Nicodemus not getting it frustrates our Lord. “How can you believe if I tell you heavenly things if you don’t get these earthly things. No one has ascended into heaven except the Son of Man who descended from heaven.” He’s the key to unlocking the unseen world. And where does He do that? “As Moses lifted up the serpent in the wilderness, so must the Son of Man be lifted up, that whoever believes in Him may have eternal life.” The cross is the key, as always. Baptism – that new birth of water and the Spirit – opens the eyes to see what the cross was all about. Look not only on the visible – on the man laboring to breathe, crying out in suffering, bleeding, dying, and dead – look instead upon the scene from the Spirit’s perspective, from heaven’s perspective. Here is the Lamb of God, sent from the Father, bearing the sin of all the world, so that all who believe in Him will not perish but have eternal life, the life of the kingdom. Here is the Son, gift given by the Father, revealed by the Spirit, not to condemn the world, but that the world might be saved through Him. Here’s the altar. The sacrifice. The high priest. The temple. The atoning blood. The gift of life. All in the man hanging upon the tree.

Today the burning coal that is the body and blood of the Son of God will be taken from off the altar of the cross at Jesus’ command in order to touch your lips so that your guilt is taken away, and your sin atoned for. All the life that is in His death touches you; His body, now resurrected and glorified and forever beyond the grave, the pledge of eternal life, touches your lips.

And you realize that we live from these unseen realities, from the invisible world that truly is, and how little becomes the world that we can see, and how great the world that is beyond our sight now. A world that will appear in all its glory when Christ appears at the last day, and we with Him.

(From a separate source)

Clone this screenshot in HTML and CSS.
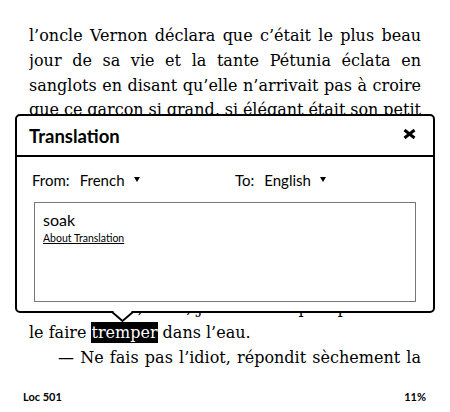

The Feast of the Holy Trinity is the feast of what cannot be seen with flesh born of flesh eyes, but what can only be revealed through spirit born of Spirit eyes in Baptism. The God who is hymned forever as the holy, holy, holy One, the Father, the Son, and the Holy Spirit, reaching to us in Jesus a gift of life that we might see the love that God has for us and so seeing, join in the joy of what cannot be seen in this age, orienting our lives toward the invisible one who for love of us once took on flesh and blood. And so, forgiven, cleansed, restored, we join the Seraphim in what is real life, singing: To Christ our Lamb be glory with His unoriginate Father and the all-holy Spirit, now and ever and unto the ages of ages! Amen.